An example of how it is done in that application:

Use 2 x 6 lumber for the base. Three pieces of PT, each a different length, to create a staggered top. Use 2x6 WRC butted to each piece of PT, and everything bolted together. The PT in general won't accept any adhesives, but the WRC will, so no fasteners are required if that presents a design issue. But - you will need to bolt the WRC to the PT. As an alternative, the WRC could be a solid post, notched to mate to the staggered PT base components.

Then, the joint is hidden by a wrapping/trim of some sort at ground level.

If I didn't explain it well, I can slap together a quick sketch if you are interested.

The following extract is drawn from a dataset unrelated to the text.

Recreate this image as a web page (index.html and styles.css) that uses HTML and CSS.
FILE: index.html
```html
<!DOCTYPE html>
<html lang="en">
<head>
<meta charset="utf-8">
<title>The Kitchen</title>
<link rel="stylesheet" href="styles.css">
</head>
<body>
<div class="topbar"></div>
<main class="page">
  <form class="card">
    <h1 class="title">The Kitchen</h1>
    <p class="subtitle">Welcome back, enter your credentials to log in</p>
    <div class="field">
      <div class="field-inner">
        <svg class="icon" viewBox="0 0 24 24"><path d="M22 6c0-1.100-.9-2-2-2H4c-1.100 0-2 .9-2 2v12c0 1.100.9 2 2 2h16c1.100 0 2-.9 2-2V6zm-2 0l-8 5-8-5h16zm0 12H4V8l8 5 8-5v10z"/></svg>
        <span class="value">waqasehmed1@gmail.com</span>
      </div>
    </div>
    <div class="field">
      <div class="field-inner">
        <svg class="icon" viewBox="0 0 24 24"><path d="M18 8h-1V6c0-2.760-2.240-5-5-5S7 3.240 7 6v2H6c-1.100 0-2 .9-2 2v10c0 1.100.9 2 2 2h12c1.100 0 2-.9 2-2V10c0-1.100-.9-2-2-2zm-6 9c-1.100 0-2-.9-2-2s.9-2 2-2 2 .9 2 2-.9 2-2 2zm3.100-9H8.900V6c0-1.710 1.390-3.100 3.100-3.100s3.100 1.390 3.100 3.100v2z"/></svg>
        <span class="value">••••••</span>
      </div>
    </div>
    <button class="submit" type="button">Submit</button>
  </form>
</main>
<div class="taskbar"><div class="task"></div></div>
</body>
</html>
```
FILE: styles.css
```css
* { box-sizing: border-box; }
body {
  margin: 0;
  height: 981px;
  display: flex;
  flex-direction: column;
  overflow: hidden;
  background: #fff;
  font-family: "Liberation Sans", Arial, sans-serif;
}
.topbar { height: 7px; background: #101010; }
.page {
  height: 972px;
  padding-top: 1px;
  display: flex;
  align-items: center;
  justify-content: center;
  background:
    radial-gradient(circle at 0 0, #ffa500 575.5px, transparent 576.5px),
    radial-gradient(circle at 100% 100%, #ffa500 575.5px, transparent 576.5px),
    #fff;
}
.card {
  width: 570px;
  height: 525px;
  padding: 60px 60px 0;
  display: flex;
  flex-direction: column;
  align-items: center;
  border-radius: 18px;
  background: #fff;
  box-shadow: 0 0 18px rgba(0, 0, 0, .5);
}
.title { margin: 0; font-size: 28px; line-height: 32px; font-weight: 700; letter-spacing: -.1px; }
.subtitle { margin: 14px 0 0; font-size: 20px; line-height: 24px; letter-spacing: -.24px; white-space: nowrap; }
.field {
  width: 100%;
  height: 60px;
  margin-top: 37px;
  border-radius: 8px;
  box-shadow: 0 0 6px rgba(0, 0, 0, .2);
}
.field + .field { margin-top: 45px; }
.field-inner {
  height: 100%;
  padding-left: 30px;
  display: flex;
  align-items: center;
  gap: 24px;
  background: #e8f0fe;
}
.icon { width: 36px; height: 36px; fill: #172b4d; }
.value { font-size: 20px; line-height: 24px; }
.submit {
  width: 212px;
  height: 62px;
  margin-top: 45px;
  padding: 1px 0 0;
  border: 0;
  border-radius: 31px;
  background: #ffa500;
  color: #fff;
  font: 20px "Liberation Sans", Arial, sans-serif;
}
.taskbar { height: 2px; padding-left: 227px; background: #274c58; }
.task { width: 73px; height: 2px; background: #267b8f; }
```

EDIT: Also - there is a critter known as pressure treated KDAT - kiln dried after treating. It is dry lumber. It is not prone to the extreme warping and splitting associated with normal PT. And, it is paintable. The problem is finding it. You'll need to do a bit of digging - almost certainly a specialty item that will need to be ordered for you, you just need to find someone that knows what you are talking about, and knows where to get it.

Dell Littlefield
04-12-2012, 6:31 PM
Jay, do you mean you will accept paint or stain? Except means to most of us that you won't accept it.

Jay Jolliffe
04-12-2012, 7:48 PM
Your right Dell.

Joe Angrisani
04-12-2012, 8:50 PM
I was just funnin' with you, too, Jay.

But I can't help but wonder why you're talking about Dell's right side..... ;)

Patrick Grady
04-13-2012, 9:13 AM
My garden fence was wiped clean by hurricane waters with only the posts left standing. The fence came with the house but was at least 16 yrs old. The posts were 4X4 pressure treated six feet long with two feet sunk in concrete. The lower garden/fence was subject to high standing water flooding scores of times over the years. I dug the posts out and chipped away the concrete (the aged concrete was extremely hard and strong). The wood was in remarkably good condition and after a few months of rains, I could hardly tell which end had been embedded in concrete. I am using the posts for all sorts of projects. In general I would try to find an alternative to embedding in concrete, but in this anecdotal instance, the wood held up well.